Meist prägt ein einzelnes Instrument den jeweiligen Song, z.B. Streicher, die den pathetischen Textvortrag in „Is It Out Of Your Hands?“ untermalen, oder das Akkordeon in dem gelösten Folksong „Sunspot“, das dem Titel entsprechend den hellsten Fleck darstellt auf dem ansonsten recht düsteren Album, bei dem ein Song mit dem Titel „Immer Vorwärts“ die Absurdität eines zielgerichteten Lebens verlacht – und betont, wie albern doch alles erscheint, wenn man die Vergänglichkeit bedenkt. Die drei Worte „We Are Dust“ scheinen ein treffendes Fazit zu sein – ein weiterer Titel, hinter dem sich eine Musik verbirgt, die entfernt an Changes, mit etwas Fantasie aber auch an Michael Gira erinnert.

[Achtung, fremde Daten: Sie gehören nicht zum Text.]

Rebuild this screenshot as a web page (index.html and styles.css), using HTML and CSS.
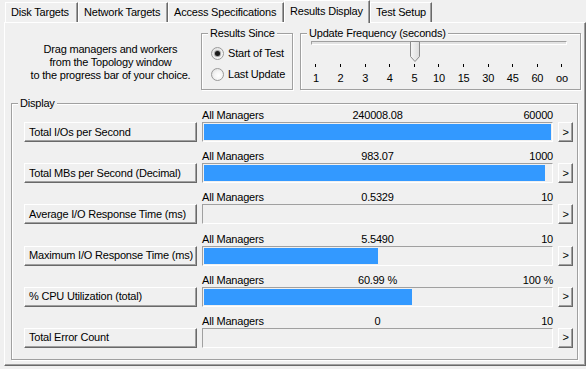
FILE: index.html
```html
<!DOCTYPE html>
<html>
<head>
<meta charset="utf-8">
<link rel="stylesheet" href="styles.css">
</head>
<body>
<div class="tabs">
  <div class="tab tab-disk">Disk Targets</div>
  <div class="tab tab-net">Network Targets</div>
  <div class="tab tab-access">Access Specifications</div>
  <div class="tab tab-results tab-active">Results Display</div>
  <div class="tab tab-setup">Test Setup</div>
</div>
<div class="panel">
  <div class="top-row">
    <p class="hint">Drag managers and workers<br>from the Topology window<br>to the progress bar of your choice.</p>
    <div class="group since">
      <span class="caption">Results Since</span>
      <div class="radio-row"><span class="radio checked"></span>Start of Test</div>
      <div class="radio-row"><span class="radio"></span>Last Update</div>
    </div>
    <div class="group freq">
      <span class="caption">Update Frequency (seconds)</span>
      <div class="slider">
        <div class="track"></div>
        <svg class="thumb" width="10" height="21" viewBox="0 0 10 21">
          <defs>
            <linearGradient id="tg" x1="0" y1="0" x2="1" y2="0">
              <stop offset="0" stop-color="#f6f6f6"/>
              <stop offset="1" stop-color="#dcdcdc"/>
            </linearGradient>
          </defs>
          <path d="M0.5 0.5H9.5V15.5L5 20.5L0.5 15.5Z" fill="url(#tg)" stroke="#8a8a8a"/>
        </svg>
      </div>
      <div class="scale">
        <span>1</span><span>2</span><span>3</span><span>4</span><span>5</span><span>10</span><span>15</span><span>30</span><span>45</span><span>60</span><span>oo</span>
      </div>
    </div>
  </div>
  <div class="group display">
    <span class="caption">Display</span>
    <div class="metrics">
      <div class="metric">
        <div class="meta"><span>All Managers</span><span>240008.08</span><span class="max">60000</span></div>
        <button class="metric-btn">Total I/Os per Second</button>
        <div class="bar"><div class="fill" style="width:347px"></div></div>
        <button class="more">&gt;</button>
      </div>
      <div class="metric">
        <div class="meta"><span>All Managers</span><span>983.07</span><span class="max">1000</span></div>
        <button class="metric-btn">Total MBs per Second (Decimal)</button>
        <div class="bar"><div class="fill" style="width:341px"></div></div>
        <button class="more">&gt;</button>
      </div>
      <div class="metric">
        <div class="meta"><span>All Managers</span><span>0.5329</span><span class="max">10</span></div>
        <button class="metric-btn">Average I/O Response Time (ms)</button>
        <div class="bar"><div class="fill" style="width:0px"></div></div>
        <button class="more">&gt;</button>
      </div>
      <div class="metric">
        <div class="meta"><span>All Managers</span><span>5.5490</span><span class="max">10</span></div>
        <button class="metric-btn">Maximum I/O Response Time (ms)</button>
        <div class="bar"><div class="fill" style="width:174px"></div></div>
        <button class="more">&gt;</button>
      </div>
      <div class="metric">
        <div class="meta"><span>All Managers</span><span>60.99 %</span><span class="max">100 %</span></div>
        <button class="metric-btn">% CPU Utilization (total)</button>
        <div class="bar"><div class="fill" style="width:208px"></div></div>
        <button class="more">&gt;</button>
      </div>
      <div class="metric">
        <div class="meta"><span>All Managers</span><span>0</span><span class="max">10</span></div>
        <button class="metric-btn">Total Error Count</button>
        <div class="bar"><div class="fill" style="width:0px"></div></div>
        <button class="more">&gt;</button>
      </div>
    </div>
  </div>
</div>
</body>
</html>
```

FILE: styles.css
```css
* { box-sizing: border-box; }
html, body { margin: 0; background: #f0f0f0; }
body {
  font: 11px/13px "Liberation Sans", Arial, sans-serif;
  letter-spacing: -0.2px;
  color: #000;
  width: 586px;
  height: 369px;
  overflow: hidden;
}

/* tabs */
.tabs {
  display: flex;
  align-items: flex-end;
  height: 22px;
  padding-left: 5px;
}
.tab {
  height: 20px;
  padding: 0 0 0 5px;
  border-top: 1px solid #fff;
  border-left: 1px solid #fff;
  border-right: 1px solid #696969;
  box-shadow: inset -1px 0 #a0a0a0;
  line-height: 19px;
  white-space: nowrap;
  overflow: hidden;
}
.tab-disk { width: 73px; }
.tab-net { width: 90px; }
.tab-access { width: 116px; }
.tab-results { width: 86px; }
.tab-setup { width: 62px; }
.tab-active {
  height: 23px;
  margin-bottom: -1px;
  position: relative;
  z-index: 1;
  background: #f0f0f0;
  line-height: 21px;
}

/* panel */
.panel {
  height: 344px;
  margin-left: 4px;
  border: 1px solid;
  border-color: #fff #696969 #696969 #fff;
  box-shadow: inset -1px -1px #a0a0a0;
  padding-left: 6px;
}
.top-row { display: flex; align-items: flex-start; }
.hint {
  width: 190px;
  margin: 20px 0 0 0;
  padding-left: 9px;
  text-align: center;
}

.group {
  position: relative;
  border: 1px solid #a0a0a0;
  box-shadow: inset 1px 1px #fff, 1px 1px #fff;
}
.caption {
  position: absolute;
  top: -7px;
  left: 6px;
  padding: 0 2px;
  background: #f0f0f0;
  line-height: 13px;
  white-space: nowrap;
}

.since {
  width: 92px;
  height: 57px;
  margin-top: 10px;
  padding: 9px 0 0 9px;
}
.radio-row {
  display: flex;
  align-items: center;
  gap: 4px;
  height: 21px;
  white-space: nowrap;
}
.radio {
  position: relative;
  width: 13px;
  height: 13px;
  border-radius: 50%;
  border: 1px solid #9a9a9a;
  background: radial-gradient(circle at 60% 60%, #ffffff 0%, #f4f4f4 45%, #d8d8d8 100%);
  flex: none;
}
.radio.checked::after {
  content: "";
  position: absolute;
  left: 3px;
  top: 3px;
  width: 5px;
  height: 5px;
  border-radius: 50%;
  background: #1a1a1a;
  box-shadow: 0 0 1px 1px #9a9a9a;
}

.freq {
  width: 281px;
  height: 57px;
  margin-top: 10px;
  margin-left: 7px;
}
.slider {
  position: relative;
  width: 256px;
  height: 21px;
  margin: 7px 0 0 10px;
}
.track {
  margin-top: 7px;
  height: 4px;
  border-top: 1px solid #a0a0a0;
  border-left: 1px solid #a0a0a0;
  border-bottom: 1px solid #fff;
  border-right: 1px solid #fff;
  background: #e3e3e3;
}
.thumb {
  position: absolute;
  left: 99px;
  top: 0;
}
.scale {
  display: grid;
  grid-template-columns: repeat(11, 24.6px);
  margin: 2px 0 0 2.7px;
}
.scale span {
  text-align: center;
}
.scale span::before {
  content: "";
  display: block;
  width: 1px;
  height: 3px;
  margin: 0 auto 5px;
  background: #000;
}

/* display group */
.display {
  width: 567px;
  height: 257px;
  margin-top: 13px;
  padding: 5px 0 0 12px;
}
.metrics {
  display: flex;
  flex-direction: column;
  gap: 8.2px;
}
.metric {
  display: grid;
  grid-template-columns: 173px 351px 15px;
  grid-template-rows: 13px 20px;
  column-gap: 5px;
}
.meta {
  grid-column: 2;
  grid-row: 1;
  display: grid;
  grid-template-columns: 1fr auto 1fr;
  white-space: nowrap;
}
.meta .max { text-align: right; }

.metric-btn, .more {
  grid-row: 2;
  height: 20px;
  margin: 0;
  font: inherit;
  letter-spacing: inherit;
  color: #000;
  background: #f0f0f0;
  border: 1px solid;
  border-color: #fff #696969 #696969 #fff;
  box-shadow: inset -1px -1px #a0a0a0;
  border-radius: 0;
}
.metric-btn {
  grid-column: 1;
  text-align: left;
  padding: 0 0 0 4px;
  white-space: nowrap;
}
.more {
  grid-column: 3;
  padding: 0;
  text-align: center;
}
.bar {
  grid-column: 2;
  grid-row: 2;
  border: 1px solid;
  border-color: #a0a0a0 #fff #fff #a0a0a0;
  padding: 1px;
}
.fill {
  height: 100%;
  background: #3399ff;
}
```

Mich hat „The Lone Descent“ angenehm überrascht, aber das ist das subjektive Urteil eines vom klassischen Dark Folk seit langem übersättigten. Andererseits sollte man um den Wandel auch nicht zu viel Wind machen – immer wieder suchen Bands dieser Art ihre Wege aus der Monotonie, die dann meist durch Regionen wie Psychedelic, Americana, Cabaret oder Postpunk führen, ganz angesehen davon, dass das oft beschworene Phänomen Weiterentwicklung ohnehin selbstverständlich sein sollte: Immer vorwärts eben, wie ein Sisyphus, der seinen Stein gerne rollt. Wie könnte nun jemand „The Lone Descent“ beurteilen, der weder die Band noch ihre Geschichte kennt? Vielleicht als ein grundsolides, dunkles Popalbum.